** Objective **
Restate each line word for word. Leave out every picture.

** Data shown **
^^^^^^^^
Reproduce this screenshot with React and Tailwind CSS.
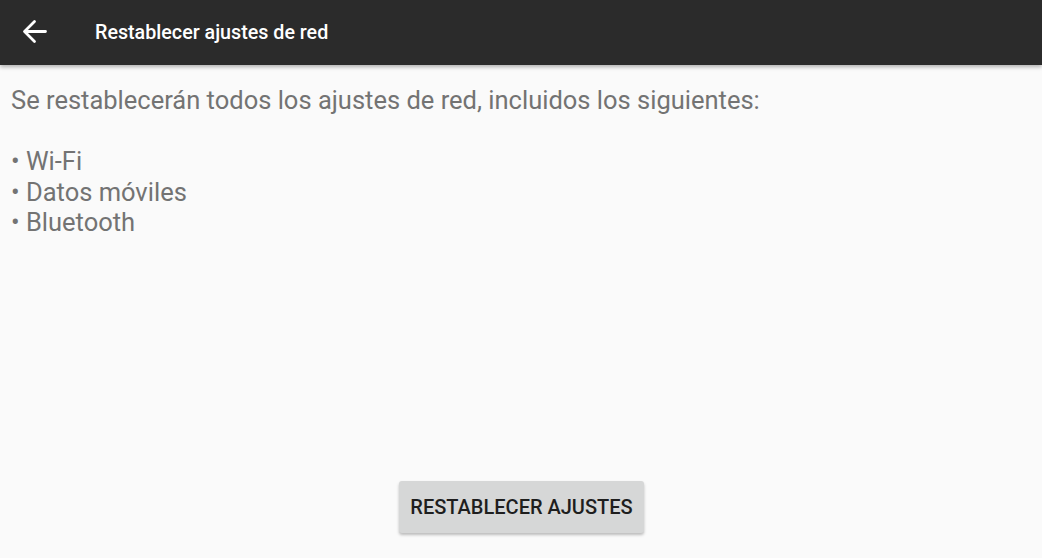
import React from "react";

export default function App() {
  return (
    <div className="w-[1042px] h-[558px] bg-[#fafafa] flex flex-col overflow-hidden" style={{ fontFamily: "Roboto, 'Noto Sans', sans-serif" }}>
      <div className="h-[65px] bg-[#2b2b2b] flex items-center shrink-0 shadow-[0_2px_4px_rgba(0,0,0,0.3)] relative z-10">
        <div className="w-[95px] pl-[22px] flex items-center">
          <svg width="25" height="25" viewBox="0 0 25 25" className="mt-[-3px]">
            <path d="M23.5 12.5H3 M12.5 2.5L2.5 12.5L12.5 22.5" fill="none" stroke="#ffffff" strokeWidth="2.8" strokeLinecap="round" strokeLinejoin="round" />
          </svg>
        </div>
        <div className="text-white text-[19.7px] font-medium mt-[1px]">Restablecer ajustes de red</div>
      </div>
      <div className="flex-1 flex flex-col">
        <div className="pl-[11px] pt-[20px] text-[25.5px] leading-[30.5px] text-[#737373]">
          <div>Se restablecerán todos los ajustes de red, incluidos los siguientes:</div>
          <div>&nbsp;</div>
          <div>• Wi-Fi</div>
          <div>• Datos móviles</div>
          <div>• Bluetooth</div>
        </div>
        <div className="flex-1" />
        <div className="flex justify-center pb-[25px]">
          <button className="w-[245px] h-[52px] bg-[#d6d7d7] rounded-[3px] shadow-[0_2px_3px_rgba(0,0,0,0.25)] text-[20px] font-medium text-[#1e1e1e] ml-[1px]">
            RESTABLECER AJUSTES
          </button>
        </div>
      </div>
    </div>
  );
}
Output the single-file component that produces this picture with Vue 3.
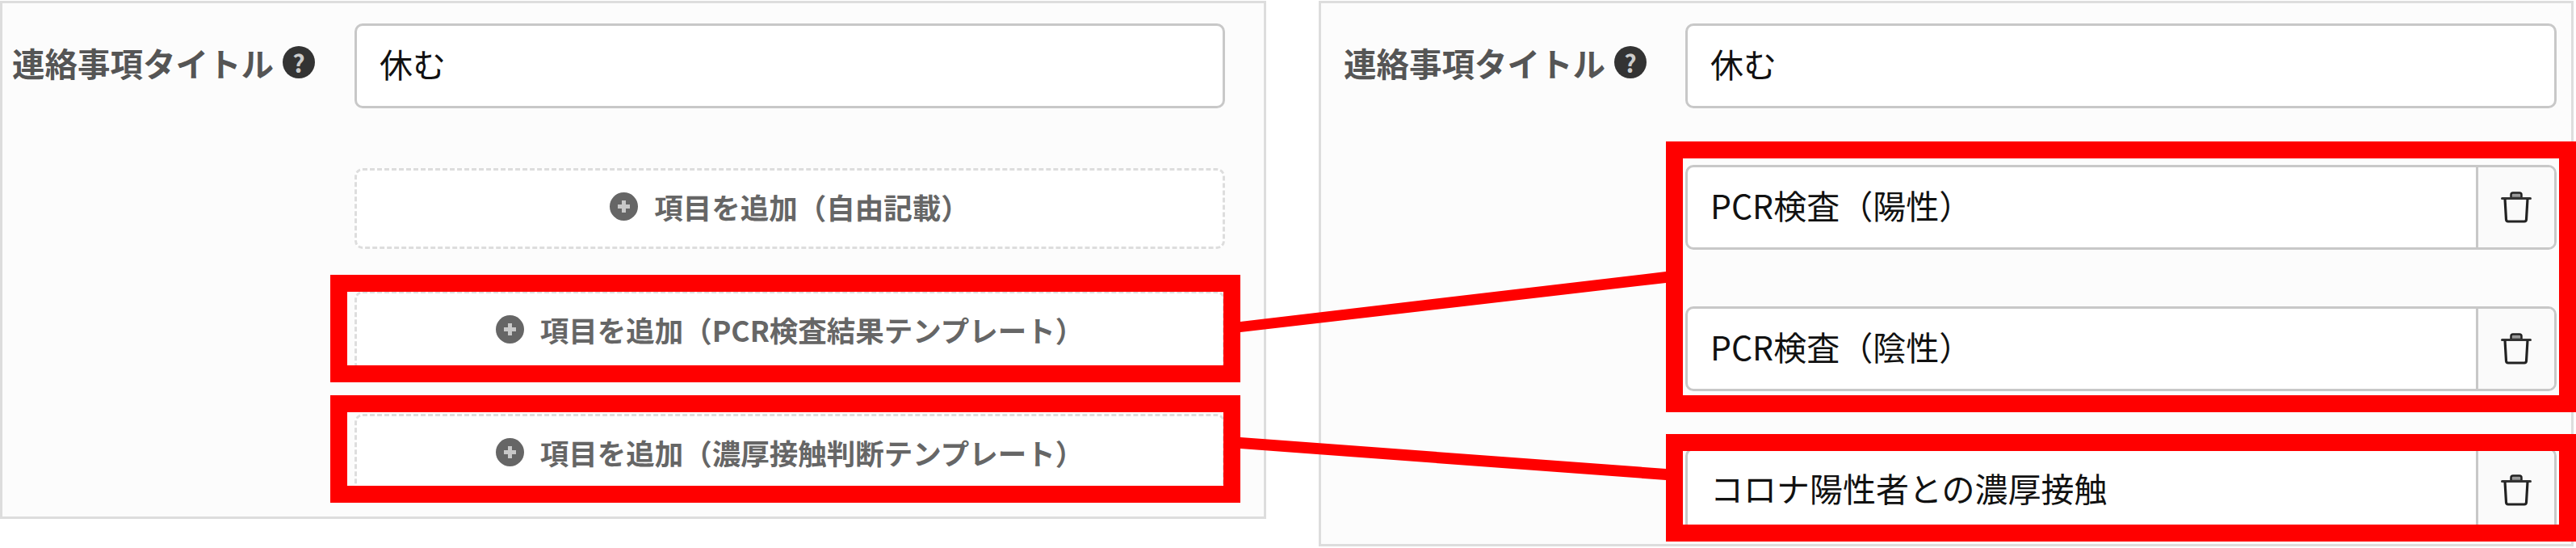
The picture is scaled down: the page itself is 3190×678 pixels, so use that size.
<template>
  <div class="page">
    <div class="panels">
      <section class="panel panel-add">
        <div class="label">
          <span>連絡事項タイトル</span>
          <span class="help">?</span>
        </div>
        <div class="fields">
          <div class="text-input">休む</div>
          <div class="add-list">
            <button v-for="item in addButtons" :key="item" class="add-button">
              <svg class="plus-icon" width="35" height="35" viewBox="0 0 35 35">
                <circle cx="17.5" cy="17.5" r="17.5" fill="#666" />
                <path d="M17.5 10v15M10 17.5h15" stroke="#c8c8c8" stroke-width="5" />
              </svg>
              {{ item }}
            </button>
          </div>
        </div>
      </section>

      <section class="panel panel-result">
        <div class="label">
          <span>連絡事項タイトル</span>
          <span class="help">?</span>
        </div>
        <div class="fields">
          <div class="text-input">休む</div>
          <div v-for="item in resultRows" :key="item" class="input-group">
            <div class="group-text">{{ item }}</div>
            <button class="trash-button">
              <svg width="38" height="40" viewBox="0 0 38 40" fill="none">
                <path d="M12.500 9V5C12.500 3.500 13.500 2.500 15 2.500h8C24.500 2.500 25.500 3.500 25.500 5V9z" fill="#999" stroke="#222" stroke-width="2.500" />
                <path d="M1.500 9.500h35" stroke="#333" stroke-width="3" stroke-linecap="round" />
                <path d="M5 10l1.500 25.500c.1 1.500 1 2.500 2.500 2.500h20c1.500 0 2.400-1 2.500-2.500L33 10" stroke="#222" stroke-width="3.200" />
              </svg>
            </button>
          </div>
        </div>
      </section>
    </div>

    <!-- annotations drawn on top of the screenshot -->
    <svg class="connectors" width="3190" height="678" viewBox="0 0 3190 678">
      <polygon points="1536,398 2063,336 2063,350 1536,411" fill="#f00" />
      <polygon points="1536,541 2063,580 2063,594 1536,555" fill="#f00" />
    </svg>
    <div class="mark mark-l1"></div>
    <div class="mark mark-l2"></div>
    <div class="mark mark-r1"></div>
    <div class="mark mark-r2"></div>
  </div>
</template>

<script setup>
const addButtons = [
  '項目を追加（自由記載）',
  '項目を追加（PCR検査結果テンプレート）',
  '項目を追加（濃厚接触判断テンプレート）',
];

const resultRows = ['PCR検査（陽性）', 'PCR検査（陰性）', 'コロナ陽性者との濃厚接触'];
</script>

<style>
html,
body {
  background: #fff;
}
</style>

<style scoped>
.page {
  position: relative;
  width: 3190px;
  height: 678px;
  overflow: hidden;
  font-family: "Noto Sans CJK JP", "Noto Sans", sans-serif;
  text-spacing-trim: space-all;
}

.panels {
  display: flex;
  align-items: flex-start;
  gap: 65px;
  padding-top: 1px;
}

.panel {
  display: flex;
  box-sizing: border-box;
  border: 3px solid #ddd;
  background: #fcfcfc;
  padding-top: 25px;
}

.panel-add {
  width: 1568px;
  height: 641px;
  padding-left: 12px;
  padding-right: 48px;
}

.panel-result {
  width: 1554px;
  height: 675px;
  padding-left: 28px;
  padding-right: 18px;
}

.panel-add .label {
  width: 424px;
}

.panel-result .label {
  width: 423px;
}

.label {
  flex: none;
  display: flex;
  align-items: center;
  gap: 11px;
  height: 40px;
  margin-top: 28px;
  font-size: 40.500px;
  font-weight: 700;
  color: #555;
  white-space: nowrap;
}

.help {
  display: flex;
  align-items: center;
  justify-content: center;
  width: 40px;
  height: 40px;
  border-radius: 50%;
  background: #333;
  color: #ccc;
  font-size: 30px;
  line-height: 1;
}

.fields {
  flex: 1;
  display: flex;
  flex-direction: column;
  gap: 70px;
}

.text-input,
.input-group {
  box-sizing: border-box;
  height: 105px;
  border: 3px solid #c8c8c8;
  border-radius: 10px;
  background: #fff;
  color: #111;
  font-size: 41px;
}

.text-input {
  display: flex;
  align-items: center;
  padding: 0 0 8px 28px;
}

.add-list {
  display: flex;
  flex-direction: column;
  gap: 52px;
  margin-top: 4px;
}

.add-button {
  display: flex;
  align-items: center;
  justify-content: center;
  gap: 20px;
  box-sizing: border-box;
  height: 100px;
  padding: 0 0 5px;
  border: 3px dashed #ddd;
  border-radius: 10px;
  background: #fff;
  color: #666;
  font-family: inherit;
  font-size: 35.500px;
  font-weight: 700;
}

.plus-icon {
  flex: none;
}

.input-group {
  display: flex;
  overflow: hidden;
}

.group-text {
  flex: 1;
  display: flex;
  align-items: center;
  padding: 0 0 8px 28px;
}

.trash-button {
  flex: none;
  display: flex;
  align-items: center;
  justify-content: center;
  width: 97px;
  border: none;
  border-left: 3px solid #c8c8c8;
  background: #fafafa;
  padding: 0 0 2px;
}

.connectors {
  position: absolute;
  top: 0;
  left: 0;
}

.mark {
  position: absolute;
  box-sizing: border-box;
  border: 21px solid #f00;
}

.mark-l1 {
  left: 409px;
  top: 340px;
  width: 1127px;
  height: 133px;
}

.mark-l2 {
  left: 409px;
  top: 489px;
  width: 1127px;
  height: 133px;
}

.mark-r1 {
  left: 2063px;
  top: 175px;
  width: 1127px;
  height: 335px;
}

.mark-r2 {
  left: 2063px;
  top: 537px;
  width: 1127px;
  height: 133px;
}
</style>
^^^^^^^^
** Exercise output **
Reproduce this screenshot with React and Tailwind CSS.
import React from "react";

export default function App() {
  return (
    <div className="w-[1042px] h-[558px] bg-[#fafafa] flex flex-col overflow-hidden" style={{ fontFamily: "Roboto, 'Noto Sans', sans-serif" }}>
      <div className="h-[65px] bg-[#2b2b2b] flex items-center shrink-0 shadow-[0_2px_4px_rgba(0,0,0,0.3)] relative z-10">
        <div className="w-[95px] pl-[22px] flex items-center">
          <svg width="25" height="25" viewBox="0 0 25 25" className="mt-[-3px]">
            <path d="M23.5 12.5H3 M12.5 2.5L2.5 12.5L12.5 22.5" fill="none" stroke="#ffffff" strokeWidth="2.8" strokeLinecap="round" strokeLinejoin="round" />
          </svg>
        </div>
        <div className="text-white text-[19.7px] font-medium mt-[1px]">Restablecer ajustes de red</div>
      </div>
      <div className="flex-1 flex flex-col">
        <div className="pl-[11px] pt-[20px] text-[25.5px] leading-[30.5px] text-[#737373]">
          <div>Se restablecerán todos los ajustes de red, incluidos los siguientes:</div>
          <div>&nbsp;</div>
          <div>• Wi-Fi</div>
          <div>• Datos móviles</div>
          <div>• Bluetooth</div>
        </div>
        <div className="flex-1" />
        <div className="flex justify-center pb-[25px]">
          <button className="w-[245px] h-[52px] bg-[#d6d7d7] rounded-[3px] shadow-[0_2px_3px_rgba(0,0,0,0.25)] text-[20px] font-medium text-[#1e1e1e] ml-[1px]">
            RESTABLECER AJUSTES
          </button>
        </div>
      </div>
    </div>
  );
}
Output the single-file component that produces this picture with Vue 3.
The picture is scaled down: the page itself is 3190×678 pixels, so use that size.
<template>
  <div class="page">
    <div class="panels">
      <section class="panel panel-add">
        <div class="label">
          <span>連絡事項タイトル</span>
          <span class="help">?</span>
        </div>
        <div class="fields">
          <div class="text-input">休む</div>
          <div class="add-list">
            <button v-for="item in addButtons" :key="item" class="add-button">
              <svg class="plus-icon" width="35" height="35" viewBox="0 0 35 35">
                <circle cx="17.5" cy="17.5" r="17.5" fill="#666" />
                <path d="M17.5 10v15M10 17.5h15" stroke="#c8c8c8" stroke-width="5" />
              </svg>
              {{ item }}
            </button>
          </div>
        </div>
      </section>

      <section class="panel panel-result">
        <div class="label">
          <span>連絡事項タイトル</span>
          <span class="help">?</span>
        </div>
        <div class="fields">
          <div class="text-input">休む</div>
          <div v-for="item in resultRows" :key="item" class="input-group">
            <div class="group-text">{{ item }}</div>
            <button class="trash-button">
              <svg width="38" height="40" viewBox="0 0 38 40" fill="none">
                <path d="M12.500 9V5C12.500 3.500 13.500 2.500 15 2.500h8C24.500 2.500 25.500 3.500 25.500 5V9z" fill="#999" stroke="#222" stroke-width="2.500" />
                <path d="M1.500 9.500h35" stroke="#333" stroke-width="3" stroke-linecap="round" />
                <path d="M5 10l1.500 25.500c.1 1.500 1 2.500 2.500 2.500h20c1.500 0 2.400-1 2.500-2.500L33 10" stroke="#222" stroke-width="3.200" />
              </svg>
            </button>
          </div>
        </div>
      </section>
    </div>

    <!-- annotations drawn on top of the screenshot -->
    <svg class="connectors" width="3190" height="678" viewBox="0 0 3190 678">
      <polygon points="1536,398 2063,336 2063,350 1536,411" fill="#f00" />
      <polygon points="1536,541 2063,580 2063,594 1536,555" fill="#f00" />
    </svg>
    <div class="mark mark-l1"></div>
    <div class="mark mark-l2"></div>
    <div class="mark mark-r1"></div>
    <div class="mark mark-r2"></div>
  </div>
</template>

<script setup>
const addButtons = [
  '項目を追加（自由記載）',
  '項目を追加（PCR検査結果テンプレート）',
  '項目を追加（濃厚接触判断テンプレート）',
];

const resultRows = ['PCR検査（陽性）', 'PCR検査（陰性）', 'コロナ陽性者との濃厚接触'];
</script>

<style>
html,
body {
  background: #fff;
}
</style>

<style scoped>
.page {
  position: relative;
  width: 3190px;
  height: 678px;
  overflow: hidden;
  font-family: "Noto Sans CJK JP", "Noto Sans", sans-serif;
  text-spacing-trim: space-all;
}

.panels {
  display: flex;
  align-items: flex-start;
  gap: 65px;
  padding-top: 1px;
}

.panel {
  display: flex;
  box-sizing: border-box;
  border: 3px solid #ddd;
  background: #fcfcfc;
  padding-top: 25px;
}

.panel-add {
  width: 1568px;
  height: 641px;
  padding-left: 12px;
  padding-right: 48px;
}

.panel-result {
  width: 1554px;
  height: 675px;
  padding-left: 28px;
  padding-right: 18px;
}

.panel-add .label {
  width: 424px;
}

.panel-result .label {
  width: 423px;
}

.label {
  flex: none;
  display: flex;
  align-items: center;
  gap: 11px;
  height: 40px;
  margin-top: 28px;
  font-size: 40.500px;
  font-weight: 700;
  color: #555;
  white-space: nowrap;
}

.help {
  display: flex;
  align-items: center;
  justify-content: center;
  width: 40px;
  height: 40px;
  border-radius: 50%;
  background: #333;
  color: #ccc;
  font-size: 30px;
  line-height: 1;
}

.fields {
  flex: 1;
  display: flex;
  flex-direction: column;
  gap: 70px;
}

.text-input,
.input-group {
  box-sizing: border-box;
  height: 105px;
  border: 3px solid #c8c8c8;
  border-radius: 10px;
  background: #fff;
  color: #111;
  font-size: 41px;
}

.text-input {
  display: flex;
  align-items: center;
  padding: 0 0 8px 28px;
}

.add-list {
  display: flex;
  flex-direction: column;
  gap: 52px;
  margin-top: 4px;
}

.add-button {
  display: flex;
  align-items: center;
  justify-content: center;
  gap: 20px;
  box-sizing: border-box;
  height: 100px;
  padding: 0 0 5px;
  border: 3px dashed #ddd;
  border-radius: 10px;
  background: #fff;
  color: #666;
  font-family: inherit;
  font-size: 35.500px;
  font-weight: 700;
}

.plus-icon {
  flex: none;
}

.input-group {
  display: flex;
  overflow: hidden;
}

.group-text {
  flex: 1;
  display: flex;
  align-items: center;
  padding: 0 0 8px 28px;
}

.trash-button {
  flex: none;
  display: flex;
  align-items: center;
  justify-content: center;
  width: 97px;
  border: none;
  border-left: 3px solid #c8c8c8;
  background: #fafafa;
  padding: 0 0 2px;
}

.connectors {
  position: absolute;
  top: 0;
  left: 0;
}

.mark {
  position: absolute;
  box-sizing: border-box;
  border: 21px solid #f00;
}

.mark-l1 {
  left: 409px;
  top: 340px;
  width: 1127px;
  height: 133px;
}

.mark-l2 {
  left: 409px;
  top: 489px;
  width: 1127px;
  height: 133px;
}

.mark-r1 {
  left: 2063px;
  top: 175px;
  width: 1127px;
  height: 335px;
}

.mark-r2 {
  left: 2063px;
  top: 537px;
  width: 1127px;
  height: 133px;
}
</style>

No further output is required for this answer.